**Instruction:** Repeat the full listing below verbatim and keep the images out.

**Data provided:**

<<<<

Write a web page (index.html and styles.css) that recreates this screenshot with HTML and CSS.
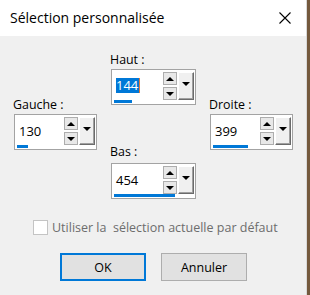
FILE: index.html
```html
<!DOCTYPE html>
<html lang="fr">
<head>
    <meta charset="UTF-8">
    <link rel="stylesheet" href="styles.css">
    <title>Sélection personnalisée</title>
</head>
<body>
    <div class="dialog">
        <div class="titlebar">
            <span class="title">Sélection personnalisée</span>
            <svg class="close" width="12" height="12" viewBox="0 0 12 12">
                <path d="M0.5 0.5 L11.5 11.5 M11.5 0.5 L0.5 11.5" stroke="#000" stroke-width="1.1" fill="none"/>
            </svg>
        </div>
        <div class="content">
            <div class="fields">
                <div class="col side">
                    <div class="label">Gauche :</div>
                    <div class="spin">
                        <div class="field">130</div>
                        <div class="arrows">
                            <div class="arrow"><span class="tri up"></span></div>
                            <div class="arrow"><span class="tri down"></span></div>
                        </div>
                        <div class="drop"><span class="tri down"></span></div>
                        <div class="track"><div class="bar" style="width: 11px"></div></div>
                    </div>
                </div>
                <div class="col middle">
                    <div class="group">
                        <div class="label">Haut :</div>
                        <div class="spin">
                            <div class="field"><span class="selected">144</span><span class="caret"></span></div>
                            <div class="arrows">
                                <div class="arrow"><span class="tri up"></span></div>
                                <div class="arrow"><span class="tri down"></span></div>
                            </div>
                            <div class="drop"><span class="tri down"></span></div>
                            <div class="track"><div class="bar" style="width: 18px"></div></div>
                        </div>
                    </div>
                    <div class="group">
                        <div class="label">Bas :</div>
                        <div class="spin">
                            <div class="field">454</div>
                            <div class="arrows">
                                <div class="arrow"><span class="tri up"></span></div>
                                <div class="arrow"><span class="tri down"></span></div>
                            </div>
                            <div class="drop"><span class="tri down"></span></div>
                            <div class="track"><div class="bar" style="width: 61px"></div></div>
                        </div>
                    </div>
                </div>
                <div class="col side">
                    <div class="label">Droite :</div>
                    <div class="spin">
                        <div class="field">399</div>
                        <div class="arrows">
                            <div class="arrow"><span class="tri up"></span></div>
                            <div class="arrow"><span class="tri down"></span></div>
                        </div>
                        <div class="drop"><span class="tri down"></span></div>
                        <div class="track"><div class="bar" style="width: 35px"></div></div>
                    </div>
                </div>
            </div>
            <label class="check">
                <span class="box"></span>
                <span class="check-text">Utiliser la&nbsp; sélection actuelle par défaut</span>
            </label>
            <div class="buttons">
                <button class="btn default">OK</button>
                <button class="btn">Annuler</button>
            </div>
        </div>
    </div>
</body>
</html>
```

FILE: styles.css
```css
body {
    margin: 0;
    width: 310px;
    height: 295px;
    background-color: #74593d;
    font-family: "Open Sans", "Noto Sans", sans-serif;
    overflow: hidden;
}

.dialog {
    width: 306px;
    height: 295px;
    border-right: 1px solid #d8d8d8;
    background-color: #f0f0f0;
}

.titlebar {
    height: 36px;
    background-color: #fff;
    display: flex;
    align-items: center;
    justify-content: space-between;
    padding: 0 15px 0 10px;
}

.title {
    font-size: 14px;
    color: #000;
    margin-top: -1px;
}

.close {
    display: block;
    margin-top: -1px;
}

.content {
    padding-top: 16px;
}

.fields {
    display: flex;
    align-items: flex-start;
    padding-left: 13px;
    gap: 13px;
}

.col {
    display: flex;
    flex-direction: column;
}

.side {
    margin-top: 45px;
    width: 84px;
}

.middle {
    width: 86px;
    gap: 39px;
}

.label {
    font-size: 12.4px;
    line-height: 16px;
    height: 16px;
    margin-bottom: 1px;
    color: #000;
}

.middle .group:last-child .label {
    margin-bottom: 3px;
}

.spin {
    box-sizing: border-box;
    height: 36px;
    margin-left: 1px;
    border: 1px solid #a3a3a3;
    background-color: #fff;
    display: grid;
    grid-template-columns: 1fr 14px 16px;
    grid-template-rows: 1fr 3px;
    column-gap: 1px;
    padding: 1px 1px 1px 2px;
}

.field {
    display: flex;
    align-items: center;
    padding-left: 2px;
    font-size: 13px;
    color: #000;
}

.selected {
    background-color: #0078d7;
    color: #fff;
    line-height: 15px;
    padding: 0 1px 0 0;
}

.caret {
    width: 1px;
    height: 15px;
    background-color: #e07b39;
}

.arrows {
    display: flex;
    flex-direction: column;
    gap: 2px;
    padding-top: 1px;
}

.arrow {
    box-sizing: border-box;
    height: 13px;
    border: 1px solid #adadad;
    background-color: #e8e8e8;
    display: flex;
    align-items: center;
    justify-content: center;
}

.drop {
    box-sizing: border-box;
    margin-top: 1px;
    border: 1px solid;
    border-color: #fff #6b6b6b #6b6b6b #fff;
    box-shadow: inset -1px -1px 0 #a0a0a0;
    background-color: #f0f0f0;
    display: flex;
    justify-content: center;
    padding-top: 9px;
}

.tri {
    width: 0;
    height: 0;
    border-left: 4px solid transparent;
    border-right: 4px solid transparent;
}

.tri.up {
    border-bottom: 4px solid #000;
}

.tri.down {
    border-top: 4px solid #000;
}

.track {
    grid-column: 1 / -1;
}

.bar {
    height: 3px;
    background-color: #0078d7;
}

.check {
    display: flex;
    align-items: center;
    gap: 4px;
    margin: 20px 0 0 33px;
}

.box {
    box-sizing: border-box;
    width: 15px;
    height: 15px;
    border: 1px solid #c4c4c4;
    background-color: #fff;
}

.check-text {
    font-size: 12.5px;
    color: #6d6d6d;
}

.buttons {
    display: flex;
    gap: 15px;
    margin: 17px 0 0 60px;
}

.btn {
    box-sizing: border-box;
    width: 86px;
    height: 28px;
    font-family: inherit;
    font-size: 12.5px;
    color: #000;
    background-color: #e1e1e1;
    border: 1px solid #adadad;
    padding: 0;
}

.btn.default {
    border: 2px solid #0078d7;
}
```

>>>>

**Full response:**
Write a web page (index.html and styles.css) that recreates this screenshot with HTML and CSS.
FILE: index.html
```html
<!DOCTYPE html>
<html lang="fr">
<head>
    <meta charset="UTF-8">
    <link rel="stylesheet" href="styles.css">
    <title>Sélection personnalisée</title>
</head>
<body>
    <div class="dialog">
        <div class="titlebar">
            <span class="title">Sélection personnalisée</span>
            <svg class="close" width="12" height="12" viewBox="0 0 12 12">
                <path d="M0.5 0.5 L11.5 11.5 M11.5 0.5 L0.5 11.5" stroke="#000" stroke-width="1.1" fill="none"/>
            </svg>
        </div>
        <div class="content">
            <div class="fields">
                <div class="col side">
                    <div class="label">Gauche :</div>
                    <div class="spin">
                        <div class="field">130</div>
                        <div class="arrows">
                            <div class="arrow"><span class="tri up"></span></div>
                            <div class="arrow"><span class="tri down"></span></div>
                        </div>
                        <div class="drop"><span class="tri down"></span></div>
                        <div class="track"><div class="bar" style="width: 11px"></div></div>
                    </div>
                </div>
                <div class="col middle">
                    <div class="group">
                        <div class="label">Haut :</div>
                        <div class="spin">
                            <div class="field"><span class="selected">144</span><span class="caret"></span></div>
                            <div class="arrows">
                                <div class="arrow"><span class="tri up"></span></div>
                                <div class="arrow"><span class="tri down"></span></div>
                            </div>
                            <div class="drop"><span class="tri down"></span></div>
                            <div class="track"><div class="bar" style="width: 18px"></div></div>
                        </div>
                    </div>
                    <div class="group">
                        <div class="label">Bas :</div>
                        <div class="spin">
                            <div class="field">454</div>
                            <div class="arrows">
                                <div class="arrow"><span class="tri up"></span></div>
                                <div class="arrow"><span class="tri down"></span></div>
                            </div>
                            <div class="drop"><span class="tri down"></span></div>
                            <div class="track"><div class="bar" style="width: 61px"></div></div>
                        </div>
                    </div>
                </div>
                <div class="col side">
                    <div class="label">Droite :</div>
                    <div class="spin">
                        <div class="field">399</div>
                        <div class="arrows">
                            <div class="arrow"><span class="tri up"></span></div>
                            <div class="arrow"><span class="tri down"></span></div>
                        </div>
                        <div class="drop"><span class="tri down"></span></div>
                        <div class="track"><div class="bar" style="width: 35px"></div></div>
                    </div>
                </div>
            </div>
            <label class="check">
                <span class="box"></span>
                <span class="check-text">Utiliser la&nbsp; sélection actuelle par défaut</span>
            </label>
            <div class="buttons">
                <button class="btn default">OK</button>
                <button class="btn">Annuler</button>
            </div>
        </div>
    </div>
</body>
</html>
```

FILE: styles.css
```css
body {
    margin: 0;
    width: 310px;
    height: 295px;
    background-color: #74593d;
    font-family: "Open Sans", "Noto Sans", sans-serif;
    overflow: hidden;
}

.dialog {
    width: 306px;
    height: 295px;
    border-right: 1px solid #d8d8d8;
    background-color: #f0f0f0;
}

.titlebar {
    height: 36px;
    background-color: #fff;
    display: flex;
    align-items: center;
    justify-content: space-between;
    padding: 0 15px 0 10px;
}

.title {
    font-size: 14px;
    color: #000;
    margin-top: -1px;
}

.close {
    display: block;
    margin-top: -1px;
}

.content {
    padding-top: 16px;
}

.fields {
    display: flex;
    align-items: flex-start;
    padding-left: 13px;
    gap: 13px;
}

.col {
    display: flex;
    flex-direction: column;
}

.side {
    margin-top: 45px;
    width: 84px;
}

.middle {
    width: 86px;
    gap: 39px;
}

.label {
    font-size: 12.4px;
    line-height: 16px;
    height: 16px;
    margin-bottom: 1px;
    color: #000;
}

.middle .group:last-child .label {
    margin-bottom: 3px;
}

.spin {
    box-sizing: border-box;
    height: 36px;
    margin-left: 1px;
    border: 1px solid #a3a3a3;
    background-color: #fff;
    display: grid;
    grid-template-columns: 1fr 14px 16px;
    grid-template-rows: 1fr 3px;
    column-gap: 1px;
    padding: 1px 1px 1px 2px;
}

.field {
    display: flex;
    align-items: center;
    padding-left: 2px;
    font-size: 13px;
    color: #000;
}

.selected {
    background-color: #0078d7;
    color: #fff;
    line-height: 15px;
    padding: 0 1px 0 0;
}

.caret {
    width: 1px;
    height: 15px;
    background-color: #e07b39;
}

.arrows {
    display: flex;
    flex-direction: column;
    gap: 2px;
    padding-top: 1px;
}

.arrow {
    box-sizing: border-box;
    height: 13px;
    border: 1px solid #adadad;
    background-color: #e8e8e8;
    display: flex;
    align-items: center;
    justify-content: center;
}

.drop {
    box-sizing: border-box;
    margin-top: 1px;
    border: 1px solid;
    border-color: #fff #6b6b6b #6b6b6b #fff;
    box-shadow: inset -1px -1px 0 #a0a0a0;
    background-color: #f0f0f0;
    display: flex;
    justify-content: center;
    padding-top: 9px;
}

.tri {
    width: 0;
    height: 0;
    border-left: 4px solid transparent;
    border-right: 4px solid transparent;
}

.tri.up {
    border-bottom: 4px solid #000;
}

.tri.down {
    border-top: 4px solid #000;
}

.track {
    grid-column: 1 / -1;
}

.bar {
    height: 3px;
    background-color: #0078d7;
}

.check {
    display: flex;
    align-items: center;
    gap: 4px;
    margin: 20px 0 0 33px;
}

.box {
    box-sizing: border-box;
    width: 15px;
    height: 15px;
    border: 1px solid #c4c4c4;
    background-color: #fff;
}

.check-text {
    font-size: 12.5px;
    color: #6d6d6d;
}

.buttons {
    display: flex;
    gap: 15px;
    margin: 17px 0 0 60px;
}

.btn {
    box-sizing: border-box;
    width: 86px;
    height: 28px;
    font-family: inherit;
    font-size: 12.5px;
    color: #000;
    background-color: #e1e1e1;
    border: 1px solid #adadad;
    padding: 0;
}

.btn.default {
    border: 2px solid #0078d7;
}
```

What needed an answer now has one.